Lowe suggests that the uncertain future of the salary cap is the guiding force that has made it hard to pin down Bledsoe’s value. The salary cap increase of 7.5 percent (from $58 million to $63 million) in just a year’s time might be the beginning if new TV deals change the league’s income. Lowe mentions that team executives believe the league may be determining a way to “smooth out” what could be massive bumps in salary cap space available.
Specifically looking at how this affects Bledsoe, Lowe takes a look at similar young point guards Jrue Holiday, Ty Lawson and Stephen Curry, all of whom were quite productive but a bit more proven than Bledsoe. Their deals are probably no longer setting the market as the salary cap rises. From Lowe:
The Holiday-Lawson-Curry $11 million–plus deals were signed two years ago, and they’re obsolete now — apples to oranges. Bledsoe sits squarely at the intersection of all sorts of competing trends.
A few teams have internal projections showing the cap level might jump as much as 30 percent over the next two years, and there is some anxiety that there could be a massive one-year jump in there somewhere depending on the exact timing of the announcement and implementation of the new national TV contract.
Gauging the proper value of a player changes if the cap jumps wildly year over year; constructing a long-term core is harder if more players start pushing for shorter contracts. On the flip side, shorter contracts today allow teams to plan for cap space tomorrow.
Bledsoe’s injury history has to make his camp pause when considering taking a shorter deal. Making the most guaranteed money over the longest amount of time would seem smarter at this point, and conversely the Suns wouldn’t want to pin their future down on a player with too many questions. Bledsoe is not in the same situation as LeBron James giving himself an opt-out on a short, two-year deal to return to Cleveland. It’s even hard to fault Lance Stephenson for taking a three-year deal in Charlotte. It’s quite possible he can help his value and sign a bigger deal in his prime, and the former Pacers guard doesn’t have the injury history of Bledsoe.
Offering Bledsoe the reported $48 million over four years would indicate the Suns are confident that the guard’s health won’t be an issue. They could instead hand him a max contract for two or three years if they feel like he might break down, but that, again, would be a risky move for Bledsoe.

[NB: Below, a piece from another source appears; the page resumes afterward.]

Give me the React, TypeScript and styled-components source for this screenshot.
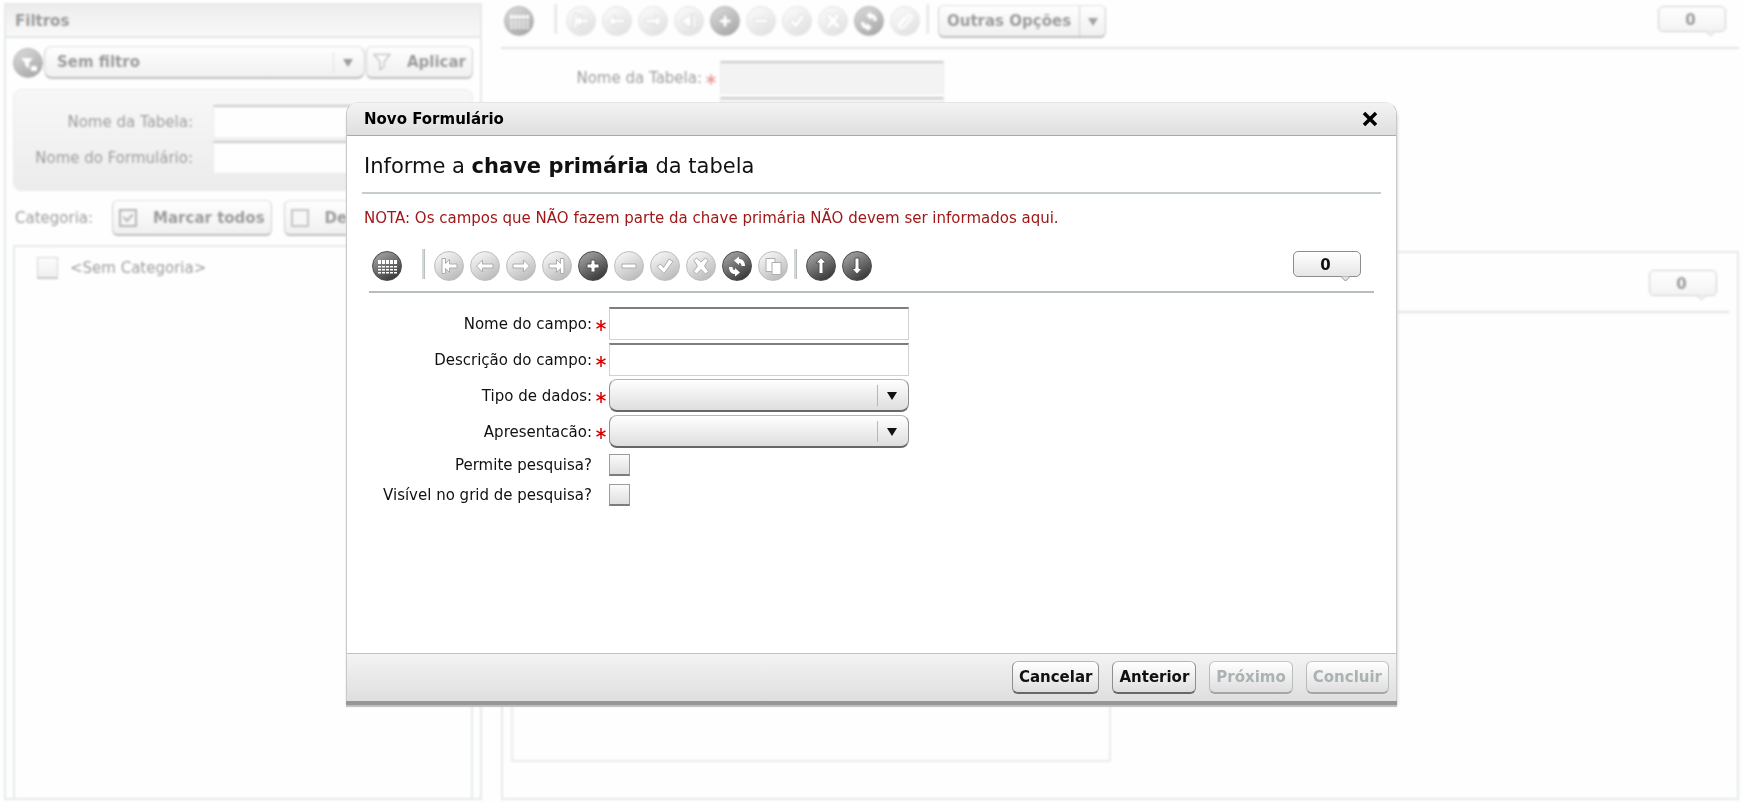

It’s smart for Phoenix to offer Bledsoe the market price, and it’s smart for Bledsoe to hold out, hoping he can earn his money.
But there is another reason that holding out hasn’t worked as the market dries up.
A little-known clause of the collective bargaining agreement gives any team that matches an offer sheet — Phoenix in this Bledsoe scenario — two days beyond that 72-hour window to administer the player in question a physical. The amount of the offer sheet stays on the rival team’s books during those two days, meaning a team in Phoenix’s position could lock a rival out of free agency for longer than 72 hours.
A team signing Bledsoe to an offer sheet would be punished with a cap hold, disallowing the squad from making any other moves in free agency. Many teams have filled out there rosters quite well at this point, so this might not be that big of an issue.
And thinking that has anything to do with Bledsoe’s free agency overlooks the low probability a team with cap space has any ambition of adding Bledsoe at all. Simply, there aren’t many teams that have the money to pay Bledsoe what the Suns are offering.